Id. at 56 (emphasis supplied). The court added that § 502(h) is predicated on the principle “that when a fraudulent transfer is avoided, the parties are restored to their previous positions.” Id. at 57 (citations omitted). See also Tronox, Inc. v. Kerr McGee Corp. (In re Tronox Inc.), 503 B.R. 239 (Bankr.S.D.N.Y.2013) (“§ 502(h) does not create a ‘claim arising from the recovery of property’ under § 550 and merely provides that any such claim is a prepetition claim entitled to a share of recovery from the estate on the same basis as all other prepetition claims”). When the parties are restored to their previous positions, it is clear that the Bank defendants have no claim against the Debtor.

In view of the decisions referenced above, the Court concludes that the waiver by the Bank defendants of their § 502(h) claims had no value. The Bank defendants simply were not, and cannot be by virtue of § 502(h), creditors of the Debt- or’s bankruptcy estate where they provided no consideration to the Debtor for the mortgage or the payments.

The Court also concludes that the Firm’s contention with respect to the Trustee’s claims against the Jenoskis and DMI, Inc. also fails. The assertion that the Trustee could recover $350,000 from DMI, the Banks and the Jenoskis is without sufficient credible evidentiary support. Although the Trustee could have obtained judgment against them, and, although she maintains that they had sufficient monies to make a significant payment to the Trustee, the Court concludes that any recovery is speculative. In view of the Xerox Corporation claim against Jenoski and the likelihood that the Bank defendants will continue to pursue the Jenoskis with respect to their third party claims against them in Adv. P. No. 12-1149, the Court concludes that any theoretical recovery against the Jenoskis or DMI, Inc. cannot form the basis of an increased contingency claim for compensation as it is not a “recovery” within the meaning of the Application for Order Authorizing Chapter 7 Trustee to Employ Special Counsel. The Firm submitted no persuasive authority for such an approach.

IV. CONCLUSION

In view of the foregoing, the Court shall enter an order allowing the Firm compensation in the sum of $268,781.66 plus costs in the sum of $9,284.25. 
      
      . The counts were as follows:
      Count I against Countrywide Home Loans, Inc., for unjust enrichment in the amount of $397,361.11, plus prejudgment interest at the rate of 12% per annum from and after the date of the filing of the Complaint commencing this action, i.e., June 13, 2012, to the date of entry of judgment, pursuant to Mass. Gen. Laws ch. 231, § 6C;
      Count II against Countrywide Home Loans, Inc., for money had and received in the amount of $397,361.11, plus prejudgment interest at the rate of 12% per annum from and after June 13, 2012, to the date of entry of judgment, pursuant to Mass.
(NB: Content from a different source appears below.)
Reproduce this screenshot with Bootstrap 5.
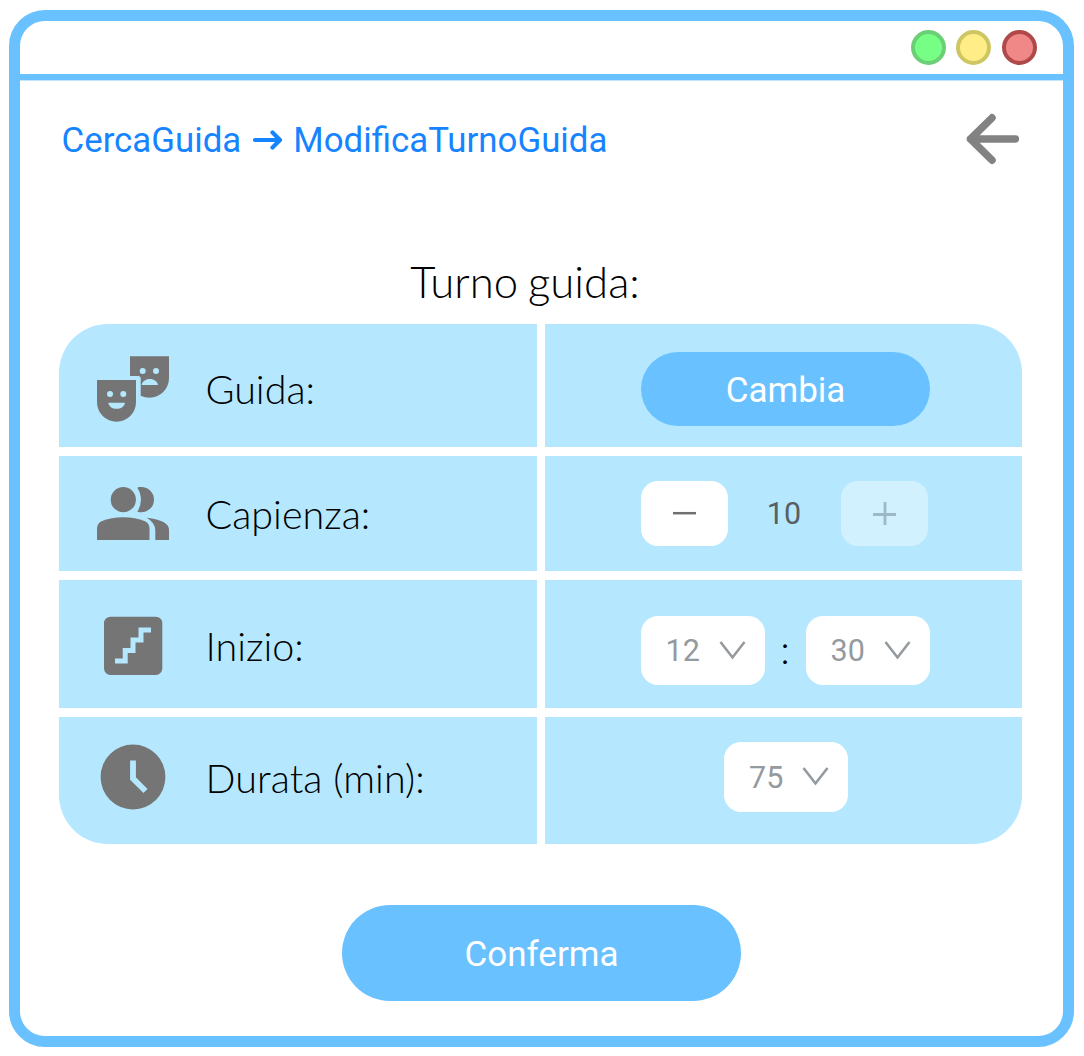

Gen. Laws ch. 231, § 6C;
      Count III against Countrywide Home Loans, Inc., for fraudulent conveyances under 11 U.S.C. § 548, in the amount of $85,205.73, plus prejudgment interest under 28 U.S.C. § 1961(a) from and after June 13, 2012 to the date of entry of judgment;
      
        Count IV against Countrywide Home Loans, Inc., for fraudulent conveyances under 11 U.S.C. § 544(a)(1) and Mass. Gen. Laws ch. 109A, § 6, in the amount of $287,040.50, plus prejudgment interest at the rate of 12% per annum from June 12, 2012 to the date of entry of judgment pursuant to Mass. Gen. Laws ch. 231, § 6C; Count V, for fraudulent conveyances under 11 U.S.C. § 548(a)(1), against Bank of America, N.A., in the amount of $105,221.18, plus prejudgment interest from June 13, 2012 under 28 U.S.C. § 1961(a) from June 13, 2012 to the date of entry of judgment; and
      Count VI, for fraudulent conveyances under 11 U.S.C. § 544(a)(1) and Mass. Gen. Laws ch. 109A, § 6, against Bank of America, N.A., in the amount of $105,221.18, plus prejudgment interest at the rate of 12% per annum from June 12, 2012 to the date of entry of judgment pursuant to Mass. Gen. Laws ch. 231, § 6C.
      
        Id. at 464-65.
     
      
      . Default judgments were entered against the Jenoskis, and the Trustee settled her claims against Goodway Graphics of Massachusetts, Inc. for $6,345.
     
      
      . The First and Final Application contains a discrepancy as to the amount of fees sought. In some instances the amount is set forth as $9,500 and in others as $9,600.
     
      
      . The Trustee has not filed a Notice of Abandonment, although the Firm represented that it had been instructed by the Trustee not to pursue claims against the Jenoskis.
     
      
      . At the hearing, Attorney Bean characterized Jenoski's argument as follows:
      [It] is like that old saw, the child who kills his parents and then asks for mercy because he's an orphan. Mr. Jenoski created the problems here. He’s the one — he and his wife are the ones living beyond their means on the backs of the debtor....
     
      
      . The Firm notes that Xerox Corporation entered into a confidential settlement with the Jenoskis in which it agreed not to file a proof of claim in the Debtor’s case.